The Just Third Way offers a just free market system that economically empowers all individuals and families through the democratization of money and credit for new production. Widespread citizen access to money power would create universal access to direct ownership of wealth-creating and income-producing capital.

Hartmann and Buchheit should support the Agenda of The Just Third Way Movement at http://foreconomicjustice.org/?p=5797, http://www.cesj.org/resources/articles-index/the-just-third-way-basic-principles-of-economic-and-social-justice-by-norman-g-kurland/, http://www.cesj.org/wp-content/uploads/2014/02/jtw-graphicoverview-2013.pdf and http://www.cesj.org/resources/articles-index/the-just-third-way-a-new-vision-for-providing-hope-justice-and-economic-empowerment/.

cccccttttt 7 years 36 weeks ago
#4

Alaska has a well tested system to distribute the oil wealth:

http://usbig.net/alaskablog/about-the-alaska-dividend/

However, better would be a WPA program like Roosevelt ran.

1---more likely to get funded by Repubs.

2---regular workers will feel everyone is contributing as best they can.

(not collecting check and staying stoned).

However, any program to spread the wealth will need a national ID card.

Without that, there is no discussion.

ct

Mark J. Saulys's picture
Mark J. Saulys 7 years 36 weeks ago
#5

This is a fulfillment of a prophesy by Karl Marx, the automated society of presumed time on our hands, only he thought it would come AFTER the revolution.
I worked in newspaper circulation and I was friendly with a delivery driver there. We were talking once about a recent layoff at our newspaper where the staff in the press room was cut in half due to improved technology. The drivers at our paper often talked of day that may come when the drivers' job would be eliminated by technology of driverless vehicles. Good union contracts of drivers makes for high labor costs and would be an incentive for newspaper owners to do that.
My friend said, "You can replace all the drivers, all the pressmen and everybody who works at the newspaper with machines. There's only one problem with that, machines don't buy newspapers."
That brings us to another prediction by Karl Marx which keeps fulfilling every so often - most recently in 2007. That is the "Theory of the Concentration of Wealth and the Pauperization of the Working Classes". It holds that capitalism will ultimately destroy itself with all the wealth falling into fewer and fewer hands.
Marx also held as central to his thesis that technology is the main determinant of the political economy of a society. Today nation states are obsolete and corporations become the governments of a new feudalusm because there is now technology that enables businesses owners to manage production from the other side of the world. How this will be fulfilled is yet to be seen.

w1ders's picture
w1ders 7 years 36 weeks ago
#6

Bottom line: We can't let millions starve.

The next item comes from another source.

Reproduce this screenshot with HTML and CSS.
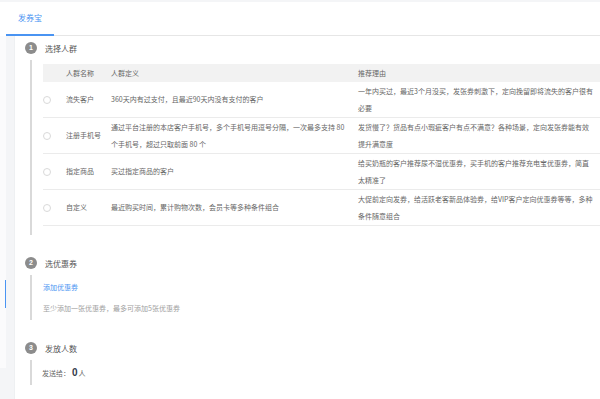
FILE: index.html
```html
<!DOCTYPE html>
<html lang="zh-CN">
<head>
<meta charset="utf-8">
<link rel="stylesheet" href="styles.css">
</head>
<body>
<header class="header">
  <nav class="tabs"><div class="tab">发券宝</div></nav>
</header>
<div class="main">
  <aside class="side"><div class="side-inner"><div class="side-active"></div></div></aside>
  <section class="content">
    <div class="step">
      <div class="step-head"><span class="num">1</span><span class="title">选择人群</span></div>
      <div class="step-body body-1">
        <div class="table">
          <div class="row head">
            <div class="cell"></div>
            <div class="cell">人群名称</div>
            <div class="cell">人群定义</div>
            <div class="cell">推荐理由</div>
          </div>
          <div class="row">
            <div class="cell"><span class="radio"></span></div>
            <div class="cell">流失客户</div>
            <div class="cell">360天内有过支付，且最近90天内没有支付的客户</div>
            <div class="cell">一年内买过，最近3个月没买，发张券刺激下，定向挽留即将流失的客户很有<br>必要</div>
          </div>
          <div class="row">
            <div class="cell"><span class="radio"></span></div>
            <div class="cell">注册手机号</div>
            <div class="cell">通过平台注册的本店客户手机号，多个手机号用逗号分隔，一次最多支持 80<br>个手机号，超过只取前面 80 个</div>
            <div class="cell">发货慢了？货品有点小瑕疵客户有点不满意？各种场景，定向发张券能有效<br>提升满意度</div>
          </div>
          <div class="row">
            <div class="cell"><span class="radio"></span></div>
            <div class="cell">指定商品</div>
            <div class="cell">买过指定商品的客户</div>
            <div class="cell">给买奶瓶的客户推荐尿不湿优惠券，买手机的客户推荐充电宝优惠券，简直<br>太精准了</div>
          </div>
          <div class="row">
            <div class="cell"><span class="radio"></span></div>
            <div class="cell">自定义</div>
            <div class="cell">最近购买时间，累计购物次数，会员卡等多种条件组合</div>
            <div class="cell">大促前定向发券，给活跃老客新品体验券，给VIP客户定向优惠券等等，多种<br>条件随意组合</div>
          </div>
        </div>
      </div>
    </div>
    <div class="step">
      <div class="step-head"><span class="num">2</span><span class="title">选优惠券</span></div>
      <div class="step-body body-2">
        <a class="link">添加优惠券</a>
        <p class="tip">至少添加一张优惠券，最多可添加5张优惠券</p>
      </div>
    </div>
    <div class="step">
      <div class="step-head"><span class="num">3</span><span class="title">发放人数</span></div>
      <div class="step-body body-3">
        <span class="send">发送给：</span><b class="count">0</b><span class="send">人</span>
      </div>
    </div>
  </section>
</div>
</body>
</html>
```
FILE: styles.css
```css
* { box-sizing: border-box; }
html, body { margin: 0; padding: 0; }
body {
  background: #f4f5f7;
  padding-top: 2px;
  font-family: "Noto Sans CJK SC", "Noto Sans", sans-serif;
  color: #666;
  height: 399px;
  overflow: hidden;
}
.header { background: #fff; }
.tabs {
  margin-left: 6px;
  height: 34px;
  border-bottom: 1px solid #e6e6e6;
  display: flex;
}
.tab {
  padding: 0 12px;
  height: 34px;
  line-height: 31px;
  font-size: 8px;
  color: #4a94f2;
  border-bottom: 2px solid #4a94f2;
  margin-bottom: -1px;
}
.main { display: flex; height: 363px; }
.side {
  width: 15px;
  flex: none;
  background: #f4f5f7;
  border-right: 1px solid #eef0f2;
}
.side-inner {
  width: 6px;
  height: 332px;
  background: #fbfbfc;
  padding-top: 244px;
}
.side-active {
  width: 1px;
  height: 28px;
  margin-left: 5px;
  background: #4a94f2;
}
.content {
  flex: 1;
  background: #fff;
  padding-top: 6px;
  padding-left: 10px;
}
.step + .step { margin-top: 22px; }
.step-head {
  display: flex;
  align-items: center;
  height: 12px;
}
.num {
  width: 12px;
  height: 12px;
  border-radius: 50%;
  background: #8c8c8c;
  color: #fff;
  font-size: 7px;
  font-weight: bold;
  line-height: 12px;
  text-align: center;
  font-family: "Liberation Sans", sans-serif;
}
.title {
  margin-left: 8px;
  font-size: 8px;
  color: #555;
}
.step-body {
  margin-top: 6px;
  margin-left: 5px;
  border-left: 2px solid #d9d9d9;
  padding-left: 11px;
}
.body-1 { padding-top: 4px; padding-bottom: 9px; }
.table { font-size: 7px; color: #666; }
.row {
  display: grid;
  grid-template-columns: 23px 45px 247px 1fr;
  align-items: center;
  height: 36px;
  border-bottom: 1px solid #ebebeb;
  line-height: 17px;
  white-space: nowrap;
}
.row.head {
  height: 18px;
  background: #f2f2f2;
  border-bottom: none;
}
.radio {
  display: block;
  width: 8px;
  height: 8px;
  border: 1px solid #d9d9d9;
  border-radius: 50%;
  background: #fff;
}
.body-2 { padding-top: 5px; padding-bottom: 5px; }
.link {
  display: block;
  font-size: 7px;
  line-height: 14px;
  color: #4a94f2;
}
.tip {
  margin: 7px 0 0;
  font-size: 7px;
  line-height: 14px;
  color: #a0a0a0;
}
.body-3 {
  height: 25px;
  display: flex;
  align-items: center;
  padding-left: 10px;
}
.send { font-size: 7px; color: #666; }
.count {
  font-size: 10px;
  color: #333a4a;
  margin: 0 1px 0 2px;
  font-family: "Liberation Sans", sans-serif;
}
```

Instant-RunOff-... 7 years 36 weeks ago
#7

The sad thing is, and Repugs never want to talk about it, is that automation has greatly increased the productivity of the American worker. That should result in shorter working hours, higher pay, earlier retirement. In fact the exact opposite is happening.

The physical economy, the productive economy has only improved due technology, so why has that not benefited the 99%? The answer is all the gains of increased productivity and more have been absconded by the new class of super-rich, the financial parasite class, that produces nothing, is good for nothing and gets extraordinary wealth from playing games with money, speculation, buying assets and political favor to create bubbles taylor made to increase their wealth. All financed by the most incredible welfare in all of human history, our corrupt politicians allowing private banks to create our money supply out of thin air. Legalized counterfeiting.

The best video on the subject:

97% owned - Economic Truth Documentary:

https://www.youtube.com/watch?v=XcGh1Dex4Yo

OldSchool 7 years 34 weeks ago
#8

No, it's the minimum wage eliminating low paying jobs, and forcing employers to leverage technology to fill the service gap. When was the last time you saw an usher help people to their seat t the movies, an extra grocer bagging your groceries, or a gas station attendant check your oil, tire pressure and wash your windshield? Minimum wage laws have consequences that people don't always see, and the media rarely ever reports. Automated technology is not a cause of anything; it's a result of minimum wage regulation, one that would never have been necessary had we allowed the free market to determine wages.

andrewbrooks's picture
andrewbrooks 6 years 50 weeks ago
#9

It is human nature that we completely depending upon others; therefore we can get less output. But here we can get some different concept of self-service without depending upon others; automation concept is rapidly increases in different community and it is really helpful to maintain a balance in between our work and life.